From Aquinas to al-Qaeda

From Aquinas to al-Qaeda

Philosophy's Hibbs writes - and writes - on good and evil, past and present

He's a medieval philosopher who does movie reviews, an Aquinas scholar who also mulls popular culture, and whose critique of nihilism in television and movies has taken on new relevance at a time when the real-life horrors of Sept. 11 and suicide bombers are scarier than anything on the screen.


"Learning moral virtue is akin to learning how to be an excellent point guard in basketball or a violinist in an orchestra."-Thomas Hibbs (Photo by Lee Pelligrini)
Prof. Thomas Hibbs (Philosophy) has been busy these days. His new book, Virtue's Splendor: Wisdom, Prudence, and the Human Good, a scholarly reflection on what it means for human beings to lead a good life, has just been released by Fordham University Press. His movie reviews and cultural essays have been appearing regularly on National Review Online [www.nationalreview.com/].

Recently, Hibbs offered to the Chronicle some thoughts on his new book, on how a scholar of Aquinas and Aristotle became a student of popular culture, and on whether al Qaeda terrorists are true nihilists:

"I began writing about pop culture during a sabbatical as a way of filling time after I'd finished a book on Aquinas. I enjoyed it. I like to write; film and cultural analysis offer me the opportunity to write short pieces and to finish them quickly. I also found that it afforded me a different way of connecting with my students and with educated non-academics.

"I don't want to invest the study of pop culture with excessive gravity: It is never a substitute for the more careful, more exacting, and more time-consuming scholarly work, but it can be a starting point for philosophy.

"Socrates, the first philosopher, did not talk about philosophy books but about the stories woven into the fabric of his society, the images and exemplars that inform ordinary people's vision of human life. Of course, ordinary Greeks had a much richer stock of stories and a much more detailed moral vocabulary than what we have and so I try to mix analysis of pop culture, of film and TV, with philosophical and literary texts.

"My main scholarly interests in Aristotle, Aquinas, and their accounts of the moral and intellectual virtues are related to the work I do in popular culture. Indeed, in Anglo-American philosophy there has recently been a resurgence of interest in the ethics of virtue as an alternative to the dominant modern ethical systems, Kantianism and utilitarianism.

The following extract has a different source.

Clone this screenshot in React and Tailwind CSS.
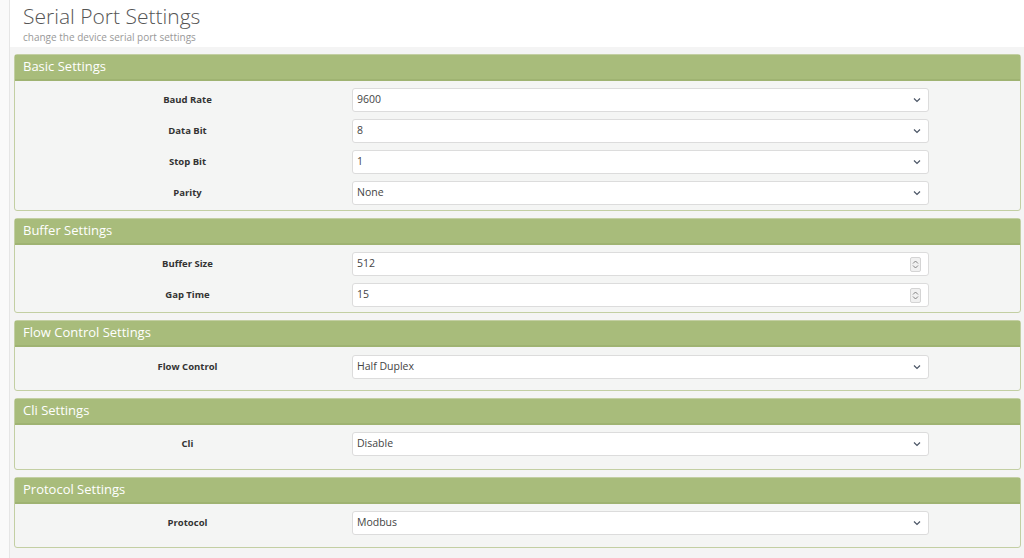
import React from "react";

const sections = [
  {
    title: "Basic Settings",
    pad: "pt-[7px] pb-[5px]",
    fields: [
      { label: "Baud Rate", value: "9600", type: "select" },
      { label: "Data Bit", value: "8", type: "select" },
      { label: "Stop Bit", value: "1", type: "select" },
      { label: "Parity", value: "None", type: "select" },
    ],
  },
  {
    title: "Buffer Settings",
    pad: "pt-[7px] pb-[5px]",
    fields: [
      { label: "Buffer Size", value: "512", type: "number" },
      { label: "Gap Time", value: "15", type: "number" },
    ],
  },
  {
    title: "Flow Control Settings",
    pad: "pt-[8px] pb-[11px]",
    fields: [{ label: "Flow Control", value: "Half Duplex", type: "select" }],
  },
  {
    title: "Cli Settings",
    pad: "pt-[7px] pb-[13px]",
    fields: [{ label: "Cli", value: "Disable", type: "select" }],
  },
  {
    title: "Protocol Settings",
    pad: "pt-[7px] pb-[12px]",
    fields: [{ label: "Protocol", value: "Modbus", type: "select" }],
  },
];

const Chevron = () => (
  <svg width="8" height="6" viewBox="0 0 8 6" className="text-gray-600">
    <path d="M1 1.5 L4 4.5 L7 1.5" fill="none" stroke="currentColor" strokeWidth="1.2" />
  </svg>
);

const Spinner = () => (
  <div className="w-[11px] h-[15px] border border-[#d4d4d4] bg-[#f0f0f0] rounded-[2px] flex flex-col items-center justify-center gap-[1px]">
    <svg width="7" height="4" viewBox="0 0 7 4">
      <path d="M1 3.5 L3.5 1 L6 3.5" fill="none" stroke="#777" strokeWidth="0.9" />
    </svg>
    <svg width="7" height="4" viewBox="0 0 7 4">
      <path d="M1 0.5 L3.5 3 L6 0.5" fill="none" stroke="#777" strokeWidth="0.9" />
    </svg>
  </div>
);

const Field = ({ label, value, type }) => (
  <div className="flex items-center h-[24px]">
    <div className="w-[337px] shrink-0 pl-[8px] text-center text-[9.5px] font-bold text-[#333]">
      {label}
    </div>
    <div className="w-[577px] shrink-0 h-[24px] bg-white border border-[#dcdcdc] rounded-[3px] flex items-center justify-between pl-[4px] pr-[7px]">
      <span className="text-[10.5px] text-[#444]">{value}</span>
      {type === "select" ? <Chevron /> : <Spinner />}
    </div>
  </div>
);

const Panel = ({ title, pad, fields }) => (
  <div className="shrink-0 border border-[#c3cfa3] rounded-[3px] bg-[#f4f5f4]">
    <div className="h-[26px] bg-[#a8bc7b] border-b-2 border-[#9fb372] flex items-center px-[8px] text-white text-[13px]">
      {title}
    </div>
    <div className={`flex flex-col gap-[7px] ${pad}`}>
      {fields.map((f) => (
        <Field key={f.label} {...f} />
      ))}
    </div>
  </div>
);

export default function App() {
  return (
    <div
      className="w-[1024px] h-[558px] overflow-hidden flex bg-[#f4f4f4]"
      style={{ fontFamily: '"Open Sans", "Liberation Sans", sans-serif' }}
    >
      <div className="w-[10px] shrink-0 bg-[#fafafa] border-r border-[#e6e6e6]" />
      <div className="flex-1 flex flex-col min-h-0">
        <div className="h-[47px] shrink-0 bg-white px-[13px] pt-[2px]">
          <h1 className="text-[21px] font-light text-[#555] leading-[28px]">
            Serial Port Settings
          </h1>
          <p className="text-[10px] text-[#999] leading-[14px]">
            change the device serial port settings
          </p>
        </div>
        <div className="flex flex-col gap-[7px] pl-[4px] pr-[3px] pt-[7px]">
          {sections.map((s) => (
            <Panel key={s.title} {...s} />
          ))}
        </div>
      </div>
    </div>
  );
}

"Virtue's Splendor is a contribution to current debates in ethics. Drawing upon Aristotle, Aquinas, and contemporary virtue ethicists, the book reasserts the centrality for philosophy and human life of the question: What constitutes the good life for human beings?

"The classical languages of moral appraisal - of noble and base, of excellence and mediocrity, of virtue and vice - presuppose there is more to the moral life than rule-following, and that there are goods that are ends in themselves, desirable for their own sake - that not everything can be treated as an instrument to maximizing profit or pleasure.

"The life of virtue is a matter of imitating examples of excellence and of developing through practice the right sort of habits. Learning moral virtue is akin to learning how to be an excellent point guard in basketball or a violinist in an orchestra.

"If we are not hopelessly corrupt, virtue appears to us not just as something desirable but as beautiful, as having a sort of splendor. Hence, the title of the book, which comes from Cicero's statement, quoted by Aquinas, that the 'splendor of virtue is most evident in justice.'

"The rediscovery of virtue, grounded in concrete examples of human excellence, is not just an important theoretical task but a pressing practical one as well. Critical engagement of pop culture is one way of awakening students to what's missing, what's excluded or rejected, in our cultural landscape and also to those instances in film and real life where complex adult models of virtue surface. All of this may point students in the direction of a quest for human excellence.

"Certainly 9/11 gave us concrete examples both of evil and heroic sacrifice for the good. In my nihilism class last fall we spent a little time discussing the terrorists and the thesis of Christopher Hitchens and others that the terrorists are nihilists. While the terrorists do seem to have a much better idea of what it is they want to destroy than of any positive plan for their own future, they are not nihilists intent on destruction of all order.

"They do not, for example, blow up mosques. In fact, their claim would be that we are nihilists, mere consumers, given to the pointless pursuit of petty pleasures, too soft to fight incursions into our society. Well, 9/11 itself and the war that followed certainly disproved bin Laden's assertion that America is but a 'paper tiger.'

"Still, catastrophe is not a good teacher. It can shock us into the realization of more fundamental truths but it can't provide the moral vocabulary or the habits needed to make sense out of what's happened or to alter our lives accordingly."